SANTA FE, NM – April 19, 2017 – For Immediate Release. Fire managers on the Santa Fe National Forest (SFNF) said today that the prescribed burn implemented one week ago in the Santa Fe Municipal Watershed successfully met objectives, removing heavy fuels to reduce the risk of high-intensity wildfire and restore the landscape to historic conditions.
Although aerial and hand ignitions were completed on April 11, the 340-acre treatment area still has a few interior pockets of fuel that are smoldering, which may create visible smoke in the Santa Fe metro area. Fire crews are monitoring the treatment area between the Nichols and McClure Reservoirs on a daily basis.
“Approximately 40 percent of the City of Santa Fe’s water supply originates on the Santa Fe National Forest,” SFNF Forest Supervisor James Melonas said. “Sustaining these vital ecosystems is an important part of our mission, and we are fortunate to have strong support from our partners, most notably the City of Santa Fe.”
Melonas also thanked the public for its support. “We recognize that the inevitable smoke from a burn so close to the community is difficult for many people. We are working closely with our partner agencies at the city and the state to manage smoke impacts from prescribed burns and maintain acceptable air quality.”

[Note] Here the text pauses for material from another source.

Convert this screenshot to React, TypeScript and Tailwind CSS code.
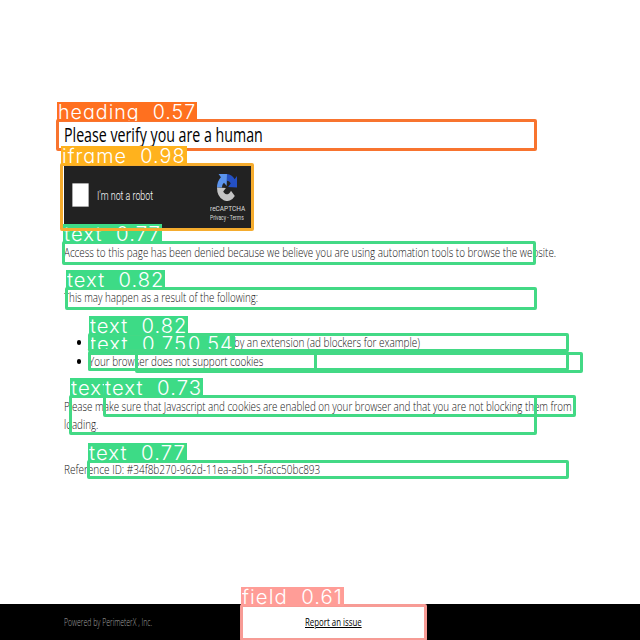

Historically, low-intensity wildfires burned through ponderosa pine forests like the Watershed every seven to 15 years as part of a natural cycle that removed leaf litter, eradicated disease and thinned the understory, making room for new growth. Prescribed fires are one of the most effective tools available to resource managers for restoring fire-adapted ecosystems like the SFNF by applying low-intensity fire to the landscape under specific conditions within predetermined boundaries.